--- Start of Recorded data ---
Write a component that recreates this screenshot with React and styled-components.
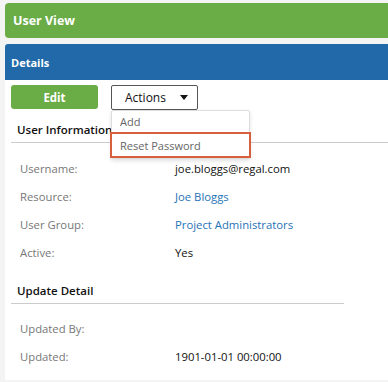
import React from 'react'
import styled, { createGlobalStyle } from 'styled-components'

const GlobalStyle = createGlobalStyle`
  html, body {
    margin: 0;
    background: #f4f4f4;
    font-family: "Open Sans", "Liberation Sans", sans-serif;
  }
`

const Page = styled.div`
  padding: 3px 0 0 5px;
  height: 382px;
  box-sizing: border-box;
  overflow: hidden;
`

const TitleBar = styled.div`
  height: 35px;
  background: #6aac46;
  border-radius: 4px 0 0 4px;
  color: #fff;
  font-weight: 700;
  font-size: 12.5px;
  display: flex;
  align-items: center;
  padding-left: 8px;
  margin-bottom: 6px;
`

const Panel = styled.div`
  background: #fff;
  height: 336px;
`

const PanelHeader = styled.div`
  height: 36px;
  background: #2169a8;
  border-radius: 3px 0 0 0;
  color: #fff;
  font-weight: 700;
  font-size: 11px;
  display: flex;
  align-items: center;
  padding-left: 6px;
`

const PanelBody = styled.div`
  padding: 5px 0 0 6px;
`

const Toolbar = styled.div`
  display: flex;
  gap: 13px;
  height: 25px;
`

const EditButton = styled.button`
  width: 87px;
  height: 24px;
  border: none;
  border-radius: 3px;
  background: #6aac46;
  color: #fff;
  font-family: inherit;
  font-weight: 700;
  font-size: 11.5px;
  padding: 0;
`

const ActionsWrap = styled.div`
  position: relative;
`

const ActionsButton = styled.button`
  width: 87px;
  height: 25px;
  border: 1px solid #555;
  border-radius: 2px;
  background: #fff;
  color: #111;
  font-family: inherit;
  font-size: 12px;
  display: flex;
  align-items: center;
  justify-content: space-between;
  padding: 0 9px 0 13px;
`

const Caret = styled.span`
  width: 0;
  height: 0;
  border-left: 4.5px solid transparent;
  border-right: 4.5px solid transparent;
  border-top: 5px solid #111;
`

const Menu = styled.ul`
  position: absolute;
  top: 25px;
  left: 0;
  width: 137px;
  margin: 0;
  padding: 0;
  list-style: none;
  background: #fff;
  border: 1px solid #ddd;
  border-radius: 2px;
  box-shadow: 0 2px 4px rgba(0, 0, 0, 0.12);
  z-index: 2;
`

const MenuItem = styled.li`
  height: ${p => (p.$active ? '22px' : '21px')};
  display: flex;
  align-items: center;
  padding-left: 8px;
  font-size: 11px;
  color: #666;
  border: ${p => (p.$active ? '2px solid #d6603d' : 'none')};
  margin: ${p => (p.$active ? '0 -2px' : '0')};
`

const SectionTitle = styled.div`
  margin-top: ${p => p.$top || 0}px;
  height: 21px;
  border-bottom: 1px solid #ccc;
  width: ${p => p.$width || 'auto'};
  padding-left: 6px;
  font-size: 11.5px;
  font-weight: 600;
  color: #111;
  box-sizing: border-box;
`

const Rows = styled.div`
  padding: ${p => p.$top}px 0 0 9px;
  margin-bottom: ${p => p.$bottom || 0}px;
`

const Row = styled.div`
  display: grid;
  grid-template-columns: 155px 1fr;
  height: 28px;
  align-items: center;
  font-size: 11.3px;
`

const Label = styled.span`
  color: #777;
`

const Value = styled.span`
  color: ${p => (p.$link ? '#1f73b7' : '#111')};
`

const userInfo = [
  { label: 'Username:', value: 'joe.bloggs@regal.com' },
  { label: 'Resource:', value: 'Joe Bloggs', link: true },
  { label: 'User Group:', value: 'Project Administrators', link: true },
  { label: 'Active:', value: 'Yes' },
]

const updateInfo = [
  { label: 'Updated By:', value: '' },
  { label: 'Updated:', value: '1901-01-01 00:00:00' },
]

export default function App() {
  return (
    <>
      <GlobalStyle />
      <Page>
        <TitleBar>User View</TitleBar>
        <Panel>
          <PanelHeader>Details</PanelHeader>
          <PanelBody>
            <Toolbar>
              <EditButton>Edit</EditButton>
              <ActionsWrap>
                <ActionsButton>
                  Actions <Caret />
                </ActionsButton>
                <Menu>
                  <MenuItem>Add</MenuItem>
                  <MenuItem $active>Reset Password</MenuItem>
                </Menu>
              </ActionsWrap>
            </Toolbar>
            <SectionTitle $top={12}>User Information</SectionTitle>
            <Rows $top={11} $bottom={17}>
              {userInfo.map(r => (
                <Row key={r.label}>
                  <Label>{r.label}</Label>
                  <Value $link={r.link}>{r.value}</Value>
                </Row>
              ))}
            </Rows>
            <SectionTitle $width="333px">Update Detail</SectionTitle>
            <Rows $top={10}>
              {updateInfo.map(r => (
                <Row key={r.label}>
                  <Label>{r.label}</Label>
                  <Value>{r.value}</Value>
                </Row>
              ))}
            </Rows>
          </PanelBody>
        </Panel>
      </Page>
    </>
  )
}
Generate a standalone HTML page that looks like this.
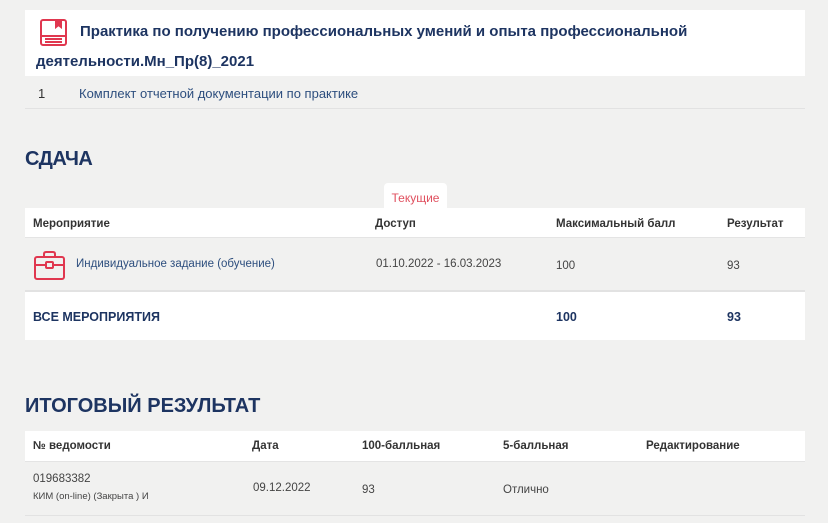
--- End of Recorded data ---
### What is required
State how many lines in the entries above include the word "React"; reply with the number alone.

### Complete response
2